Although Gainey allegedly "did not perform one" neurological assessment, she completed paperwork saying that she did, according to Shapiro.
After McMaster died, the nursing supervisor on duty asked Gainey for the paperwork she completed and noticed that Gainey had listed that the most recent neurological check was administered at 7:20 a.m., which was after his reported time of death, Shapiro said.
Gainey allegedly admitted to falsifying the last assessment, and investigators later learned through surveillance footage from the facility that Gainey did not perform any of the checks listed in the paperwork.
"Gainey falsified all of those neurological checks -- not just that last one, after Mr. McMaster's death," Shapiro claimed.
Philadelphia's chief medical examiner concluded that Herbert R. McMaster Sr.'s cause of death was blunt impact head trauma contributed by untreated subdural hematoma, in which blood fills the brain at a rapid pace and compresses brain tissue, Shapiro said.
Gainey "violated the trust that was placed in her by her patients and their families," as well as "her legal duty of care that she had to provide for Mr. McMaster's wellbeing," Shapiro said at the press conference.
"Gainey could have saved Mr. McMaster's life had she simply done her job," Shapiro said. "Instead, she intentionally ignored her job responsibilities, falsified paperwork and lied to her supervisors to cover up this inexcusable conduct."
Gainey was arrested Thursday morning without incident, Shapiro said.
Shapiro vowed to protect seniors and others living in dependent-care facilities in Pennsylvania from neglect, scams and other threats. In recent months, the Pennsylvania Attorney General's Office has brought criminal neglect charges against three people, including a nurse and an aide, Shapiro said.
Shapiro addressed questions on whether McMaster's case received more attention because of the prominence of his son, saying that while the media has taken more interest in the case, they prosecute "these cases all the same."
"If the prominence of Mr.

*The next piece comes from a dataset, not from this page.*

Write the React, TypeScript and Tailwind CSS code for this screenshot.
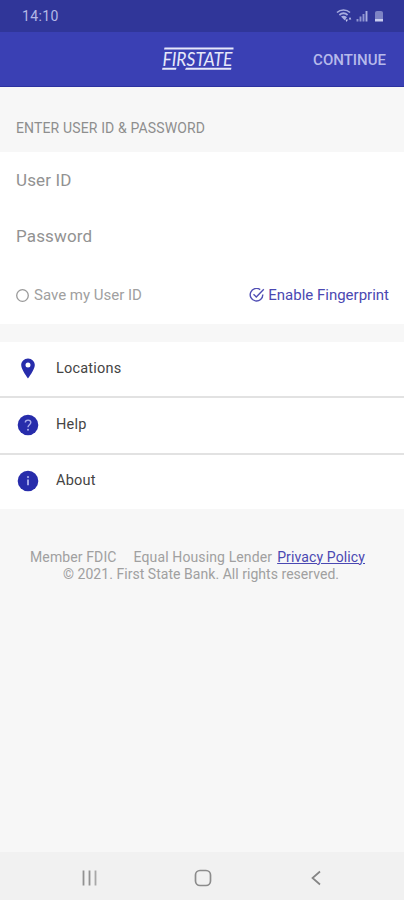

McMaster's son, H.R. McMaster, brings a spotlight to these kinds of cases and helps families to ask the right kinds of questions when they put their loved ones in these facilities, well, I think that's a good thing," Shapiro said.
The McMaster family expressed gratitude toward Shapiro and described the late patriarch as a "tough and compassionate soldier and public servant" who was "committed to his neighbors, his fellow soldiers, his community, and his country," according to a statement from the family to ABC-owned station WPVI-TV.
"The best way to honor his memory is for all of us to do all we can to prevent others from suffering at the hands of those who lack compassion and abandon even the most basic standards of human decency," according to the McMaster's family statement. "Today's charges are an important step forward in that connection."
Cathedral Village had removed Gainey from its facilities following McMaster's death and has been cooperating with authorities in the investigation, the facility said in a statement to ABC News. Gainey was not a Cathedral Village employee, the facility said, but is an employee of staffing company General Healthcare Resources, The Associated Press reported.
ABC News could not immediately reach a spokesperson for General Healthcare Resources for comment. General Healthcare Resources declined to provide a comment to the AP.